No es lo mismo mentir que imaginar, que fantasear libremente, y en ocasiones poner por escrito o en un cuadro o en una pieza coreográfica —y hasta en una película— todo eso que nos pasa por la mente.
Segundo problema: la falsa garantía de interés que la advertencia ofrece. ¿Es acaso más valiosa o interesante una historia porque lo que en ella se cuenta efectivamente ocurrió? Debemos imaginar (¡imaginar!) que tal o cual película sobre la Segunda Guerra Mundial refiere los hechos con verismo, fielmente, con un apego estricto a la verdad histórica y microhistórica; entonces, ¿por qué no mejor un documental? No: la gente quiere historias reales que parezcan novelescas, o algo así, pero a la vez prefiere cierta “garantía” de su ocurrencia en la realidad real. Es, como se puede ver, una garantía engañosa. No hay notario que certifique la veracidad proclamada implícitamente en aquello de “Basado en hechos reales”. Pero el espectador se siente halagado absurdamente por el letrero.

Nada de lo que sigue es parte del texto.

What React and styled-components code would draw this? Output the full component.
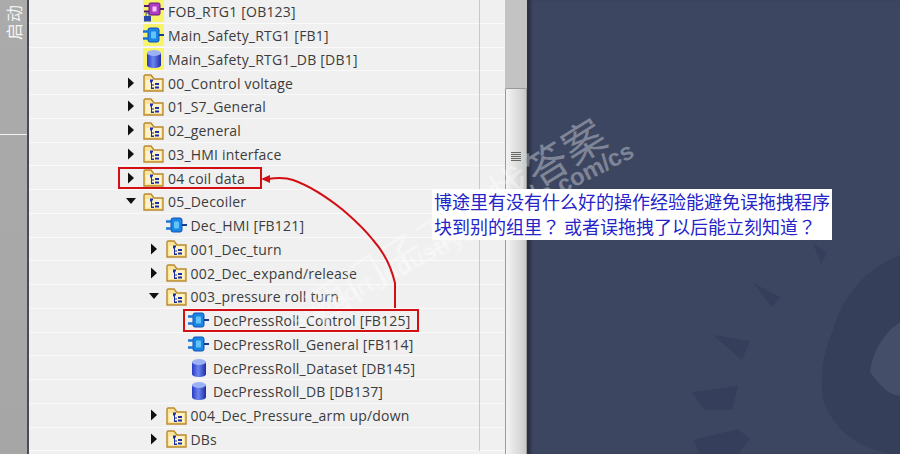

Todo esto apunta a un descrédito de las cosas que se nos ocurren y su sustitución por las que nos ocurren. Las primeras son dignas de desconfianza y no resultan interesantes. Las segundas tienen un aire de cosa importante, de fenómeno serio, de hecho adulto y responsable. Ante un drama en la corte de Dinamarca, que concluye con un montón de muertos, alguien levanta la ceja: a él no lo engañan, eso no sucedió; en ese momento el de la ceja levantada se vuelve un poco irreal y se afantasma.
He leído ensayos ligeramente amenos y perfectamente superfluos sobre las personas reales, documentadas en la España de los siglos XVI y XVII, que pudieron inspirarle a Miguel de Cervantes los personajes de Don Quijote y Sancho. Sin poder evitarlo, pregunto, sin querer sonar insolente: ¿qué me importa?